[Aim of the task]: Extract the full listing verbatim and drop any pictures from your copy.

[Exercise material]:
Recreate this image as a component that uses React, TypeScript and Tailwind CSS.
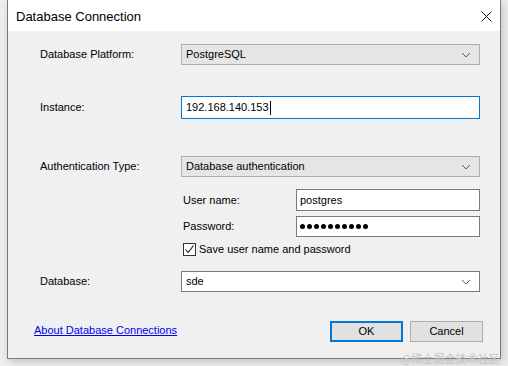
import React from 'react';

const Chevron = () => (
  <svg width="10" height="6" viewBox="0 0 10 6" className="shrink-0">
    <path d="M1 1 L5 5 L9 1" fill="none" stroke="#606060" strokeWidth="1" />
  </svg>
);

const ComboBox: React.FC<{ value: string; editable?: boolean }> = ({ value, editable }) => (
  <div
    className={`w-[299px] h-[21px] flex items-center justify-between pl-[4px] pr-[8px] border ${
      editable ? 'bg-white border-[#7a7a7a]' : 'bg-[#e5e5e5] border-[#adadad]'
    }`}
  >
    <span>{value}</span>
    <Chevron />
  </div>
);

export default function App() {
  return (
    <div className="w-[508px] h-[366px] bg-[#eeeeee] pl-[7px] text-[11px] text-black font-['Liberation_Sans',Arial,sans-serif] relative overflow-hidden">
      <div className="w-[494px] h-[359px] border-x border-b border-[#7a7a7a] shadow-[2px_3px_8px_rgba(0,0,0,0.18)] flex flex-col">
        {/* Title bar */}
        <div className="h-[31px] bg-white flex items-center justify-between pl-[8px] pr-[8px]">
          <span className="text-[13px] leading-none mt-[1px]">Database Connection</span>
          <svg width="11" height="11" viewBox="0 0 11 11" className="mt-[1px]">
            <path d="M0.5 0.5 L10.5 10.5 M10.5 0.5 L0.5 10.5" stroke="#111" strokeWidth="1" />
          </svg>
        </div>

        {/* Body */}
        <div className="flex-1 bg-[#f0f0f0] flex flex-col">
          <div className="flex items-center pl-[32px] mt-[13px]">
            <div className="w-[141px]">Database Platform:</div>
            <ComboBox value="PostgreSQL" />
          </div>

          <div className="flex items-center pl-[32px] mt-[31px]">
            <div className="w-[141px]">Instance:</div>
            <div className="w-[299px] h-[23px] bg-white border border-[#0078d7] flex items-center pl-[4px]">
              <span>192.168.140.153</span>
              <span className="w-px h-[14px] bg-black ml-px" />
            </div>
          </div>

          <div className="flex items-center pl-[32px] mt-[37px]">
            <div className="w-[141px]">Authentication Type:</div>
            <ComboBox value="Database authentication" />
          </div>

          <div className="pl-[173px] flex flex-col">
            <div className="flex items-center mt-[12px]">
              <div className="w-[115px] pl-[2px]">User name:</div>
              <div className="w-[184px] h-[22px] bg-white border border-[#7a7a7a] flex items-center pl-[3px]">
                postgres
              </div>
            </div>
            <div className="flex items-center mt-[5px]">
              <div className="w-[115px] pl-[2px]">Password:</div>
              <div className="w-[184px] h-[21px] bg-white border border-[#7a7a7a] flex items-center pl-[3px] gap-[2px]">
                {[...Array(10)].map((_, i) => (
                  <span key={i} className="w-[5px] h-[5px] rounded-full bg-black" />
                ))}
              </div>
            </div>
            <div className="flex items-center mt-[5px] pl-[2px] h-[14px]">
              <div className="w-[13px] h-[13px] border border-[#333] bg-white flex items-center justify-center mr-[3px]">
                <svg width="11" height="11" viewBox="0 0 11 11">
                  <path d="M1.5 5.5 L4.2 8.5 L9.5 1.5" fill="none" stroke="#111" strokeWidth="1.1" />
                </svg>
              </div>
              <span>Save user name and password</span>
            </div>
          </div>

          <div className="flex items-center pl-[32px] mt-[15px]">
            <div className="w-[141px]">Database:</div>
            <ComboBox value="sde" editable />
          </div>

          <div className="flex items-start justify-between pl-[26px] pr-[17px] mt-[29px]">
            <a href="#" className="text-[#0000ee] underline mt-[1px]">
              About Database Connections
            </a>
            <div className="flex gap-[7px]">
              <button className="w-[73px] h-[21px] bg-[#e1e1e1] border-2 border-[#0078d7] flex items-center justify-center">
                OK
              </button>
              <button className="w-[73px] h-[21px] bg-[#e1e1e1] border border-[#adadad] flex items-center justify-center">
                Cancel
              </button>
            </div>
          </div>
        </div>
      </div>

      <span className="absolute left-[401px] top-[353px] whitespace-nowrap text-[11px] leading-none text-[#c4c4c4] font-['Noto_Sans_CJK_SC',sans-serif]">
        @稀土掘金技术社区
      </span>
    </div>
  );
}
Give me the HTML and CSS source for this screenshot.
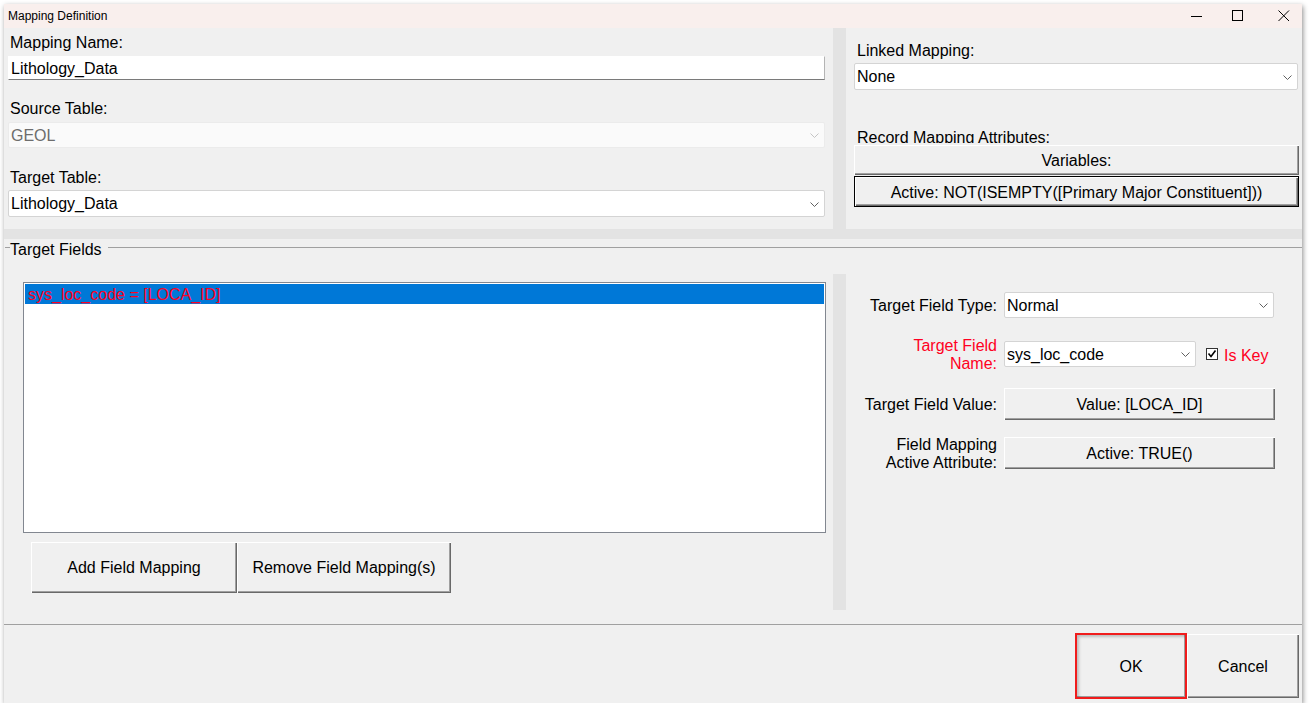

[Solved exercise]:
Recreate this image as a component that uses React, TypeScript and Tailwind CSS.
import React from 'react';

const Chevron = () => (
  <svg width="10" height="6" viewBox="0 0 10 6" className="shrink-0">
    <path d="M1 1 L5 5 L9 1" fill="none" stroke="#606060" strokeWidth="1" />
  </svg>
);

const ComboBox: React.FC<{ value: string; editable?: boolean }> = ({ value, editable }) => (
  <div
    className={`w-[299px] h-[21px] flex items-center justify-between pl-[4px] pr-[8px] border ${
      editable ? 'bg-white border-[#7a7a7a]' : 'bg-[#e5e5e5] border-[#adadad]'
    }`}
  >
    <span>{value}</span>
    <Chevron />
  </div>
);

export default function App() {
  return (
    <div className="w-[508px] h-[366px] bg-[#eeeeee] pl-[7px] text-[11px] text-black font-['Liberation_Sans',Arial,sans-serif] relative overflow-hidden">
      <div className="w-[494px] h-[359px] border-x border-b border-[#7a7a7a] shadow-[2px_3px_8px_rgba(0,0,0,0.18)] flex flex-col">
        {/* Title bar */}
        <div className="h-[31px] bg-white flex items-center justify-between pl-[8px] pr-[8px]">
          <span className="text-[13px] leading-none mt-[1px]">Database Connection</span>
          <svg width="11" height="11" viewBox="0 0 11 11" className="mt-[1px]">
            <path d="M0.5 0.5 L10.5 10.5 M10.5 0.5 L0.5 10.5" stroke="#111" strokeWidth="1" />
          </svg>
        </div>

        {/* Body */}
        <div className="flex-1 bg-[#f0f0f0] flex flex-col">
          <div className="flex items-center pl-[32px] mt-[13px]">
            <div className="w-[141px]">Database Platform:</div>
            <ComboBox value="PostgreSQL" />
          </div>

          <div className="flex items-center pl-[32px] mt-[31px]">
            <div className="w-[141px]">Instance:</div>
            <div className="w-[299px] h-[23px] bg-white border border-[#0078d7] flex items-center pl-[4px]">
              <span>192.168.140.153</span>
              <span className="w-px h-[14px] bg-black ml-px" />
            </div>
          </div>

          <div className="flex items-center pl-[32px] mt-[37px]">
            <div className="w-[141px]">Authentication Type:</div>
            <ComboBox value="Database authentication" />
          </div>

          <div className="pl-[173px] flex flex-col">
            <div className="flex items-center mt-[12px]">
              <div className="w-[115px] pl-[2px]">User name:</div>
              <div className="w-[184px] h-[22px] bg-white border border-[#7a7a7a] flex items-center pl-[3px]">
                postgres
              </div>
            </div>
            <div className="flex items-center mt-[5px]">
              <div className="w-[115px] pl-[2px]">Password:</div>
              <div className="w-[184px] h-[21px] bg-white border border-[#7a7a7a] flex items-center pl-[3px] gap-[2px]">
                {[...Array(10)].map((_, i) => (
                  <span key={i} className="w-[5px] h-[5px] rounded-full bg-black" />
                ))}
              </div>
            </div>
            <div className="flex items-center mt-[5px] pl-[2px] h-[14px]">
              <div className="w-[13px] h-[13px] border border-[#333] bg-white flex items-center justify-center mr-[3px]">
                <svg width="11" height="11" viewBox="0 0 11 11">
                  <path d="M1.5 5.5 L4.2 8.5 L9.5 1.5" fill="none" stroke="#111" strokeWidth="1.1" />
                </svg>
              </div>
              <span>Save user name and password</span>
            </div>
          </div>

          <div className="flex items-center pl-[32px] mt-[15px]">
            <div className="w-[141px]">Database:</div>
            <ComboBox value="sde" editable />
          </div>

          <div className="flex items-start justify-between pl-[26px] pr-[17px] mt-[29px]">
            <a href="#" className="text-[#0000ee] underline mt-[1px]">
              About Database Connections
            </a>
            <div className="flex gap-[7px]">
              <button className="w-[73px] h-[21px] bg-[#e1e1e1] border-2 border-[#0078d7] flex items-center justify-center">
                OK
              </button>
              <button className="w-[73px] h-[21px] bg-[#e1e1e1] border border-[#adadad] flex items-center justify-center">
                Cancel
              </button>
            </div>
          </div>
        </div>
      </div>

      <span className="absolute left-[401px] top-[353px] whitespace-nowrap text-[11px] leading-none text-[#c4c4c4] font-['Noto_Sans_CJK_SC',sans-serif]">
        @稀土掘金技术社区
      </span>
    </div>
  );
}
Give me the HTML and CSS source for this screenshot.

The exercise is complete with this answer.